1. a marriage application form - original document - between William Teepell and Mary Connolly, dated 1854 in New Orleans

2. A newspaper article from the Daily Picayune, 5 Dec, 1905, page 4, column 3, describing the accidental death of George Teepell 4 Dec 1905 in New Orleans.

Drunken Man's Luck
Didn't Keep George Teepell From Being Crushed to Death

     A fatal accident occurred at the corner of Third and Carondelet about 2:30 o'clock yesterday afternoon, in which a white man named George Teepell was run over by a wagon loaded with coal and instantly killed. It appears that Teepell usually hangs around the yards in front of the city, and when an order is received for coal for family use, accompanies the wagon with a view of securing the job of wheeling in the coal. Yesterday he accompanied an unknown negro, and was under the influence of liquor at the time, it is believed. As the wagon was passing up Carondelet Street at the above corner Teepell fell out and the wheels passed over his chest, killing him instantly. The ambulance was summoned, but when it arrived the students pronounced the man dead.
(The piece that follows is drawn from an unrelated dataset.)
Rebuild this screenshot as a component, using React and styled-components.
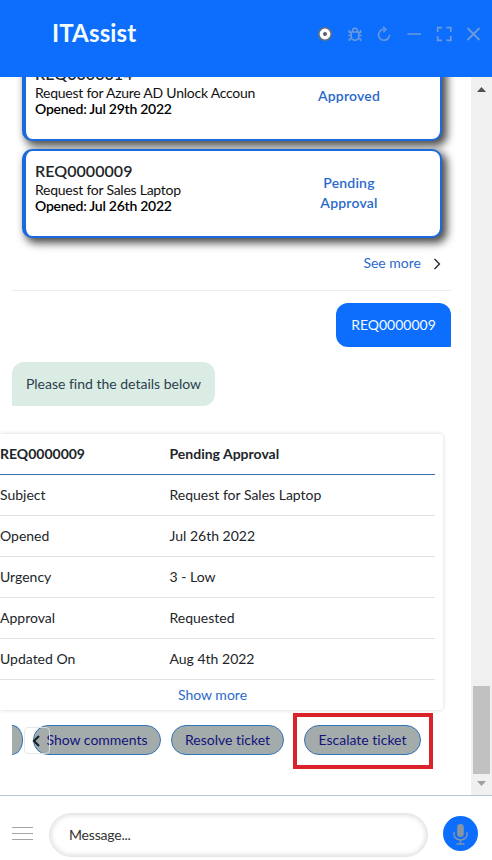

The body was conveyed to the Morgue, where the Coroner viewed it and gave a certificate of accidental death.
     Teepell is said to have been a baker by trade, and was addicted to the drink habit. He had in his pocket two rent receipts for a room, and signed by Mrs. Schurmann. He is said to have a sister living on Magnolia Street, near Fourth, to whom notice of the death of Teepell was sent, and she will doubtless attend to the interment.